We needed a vision to rally around, and a product strategy to unite and direct this newly expanded workforce.

Process

Team
Mark Iris (Sr. Principal UX Designer)

Timeline
2 weeks discovery & design

Outcome

a new, industry-leading mobile app & a presentation that would kick-start a full redesign initiative.

Process
• 3 days of research & discovery
• 2 days on IA & wireframing
• 5 days of high fidelity design & prototyping
• Then, build a presentation and begin the road show

Research

1. Attendee journey map

To make our new app useful and compelling, we need to understand the attendee activities at each stage of an event timeline.

From this, we can extrapolate user needs and design an experience that evolves along with needs & expectations, providing unique value across the event continuum.

2. Deconstruction

All current functionality would need to be included in the new vision, so I started by taking an inventory the current app, and reorganizing functions & destinations into relevant categories.

3. Collect & analyze usage data

Now that I've broken the product into its parts, I need to understand what features are most frequently utilized, and gather any insights depicting changes in app and feature usage over the course of an event.

This will help guide the information architecture and content strategy that's built in reconstruction.

4. Competitive & gap analysis

The goal is to design a market-leading product, so I need to have a clear understanding of the competitive landscape. In this exercise, I create a matrix of available features across the marketplace.

Through this process, I'll start to form a point of view as to what's most important, and what constitutes the best possible experience.

Findings
Guide & schedule are most important, everything else is secondary. Arrange IA accordingly.
Most people want to safely connect with other like-minded individuals at events, in a variety of ways.
Attendees need relevant and contextual guidance & recommendations throughout the event.
Audience engagement is a huge opportunity with polling, topic channels, and voting.
User needs change significantly at different stages of the event lifecycle.
Attendees want to take their notes, learnings & insights back to their companies to share.
A help & support bot would save planners countless hours answering questions.
Mobile device capabilities like location, NFC, and notifications can be leveraged more effectively.

Design

Reconstruction

I run a quick grouping exercise to roughly map out the IA, consisting of existing and new features & functionality.

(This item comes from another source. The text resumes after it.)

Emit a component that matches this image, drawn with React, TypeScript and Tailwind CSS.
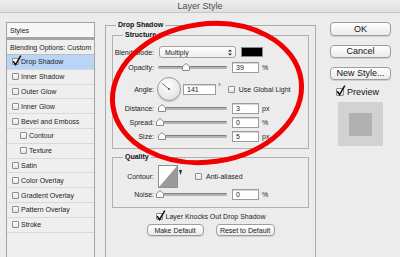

Next, I build out low fidelity wires demonstrating multiple approaches to IA, structure, interaction models, and content strategies.

Once I have a working model, I begin to rough in representative shapes for primary destinations, repeating templates and patterns.

High fidelity

Personalized content and social recommendations power the experience, so a light, event-specific onboarding flow collects tastes, interests, connection, and privacy preferences.

Content, actions, and recommendations throughout the app's main destinations will change depending on where you are in the event timeline, while the app's core structure remains constant.

Before event: Planning focused

During event: Experience focused

After event: Recall focused

An extensible profile template accommodates all person-entities throughout the application by adding sections based on the type of entity and content associated with each.

Content types were uncovered through targeted market research by archetype and collected customer requests.

Browse sessions & build your schedule within the same space.

Dynamic session page with documents, audience voting, session channels.

Topic channels, games, and attendee directory with intelligent recommendations.

Before & after

After a 2-week solo sprint, I had a fully realized prototype with over 60 screens, encompassing all of the original functionality, and tons of new ideas, all packaged into a clean, modern, and simplified app structure.

The Home Screen was previously a grid of icons without any content hierarchy or strategy.

Now the event is brought to life through 3 intuitive, mobile-native tabs, a theming system to match your brand, a dynamic, engaging, and personalized content strategy, delivered through a CMS with a customizable module library.

Previously, the left navigation was a "catch-all" that duplicated the home screen content and added a bunch of other important destinations.

There were no hierarchical or proximal patterns in place to create meaning and convey importance.

All of your personal & actionable things now appear in the left panel, giving it a focused purpose.

Deliver

Outcomes

With prototype in hand, I began the road show. I first presented to the PM, UX, and Developers of the Cvent mobile team. I collected feedback and iterated to incorporate new ideas and suggestions.

The next round of presentations to VP's, CTO, and CPO included a suggested roadmap and implementation strategy.

It was a smashing success, and launched the largest initiative within Cvent, a full-scale redesign of the mobile apps, just in time to welcome in our newly expanded work force.

My next step was to hand off the concepts & philosophy behind them to the folks that will be developing them further. At this point it's important to instill ownership & autonomy, encouraging people to take the momentum of this first step and run with it.

The project was featured that year at Cvent Connect, and was the buzz of the conference. Event planners couldn't wait to get their hands on it, and participated in design discovery activities on site to push the concepts further.

Key take away
Make time to explore

As companies & products scale, they have a tendency to become feature-factories, losing the ability to take a step back and examine their holistic product strategy. In those moments, they are most vulnerable to disruption.

Before our products grow stale, we must regularly carve out time to stretch our creative & strategic capabilities, creating future state visions to aspire to.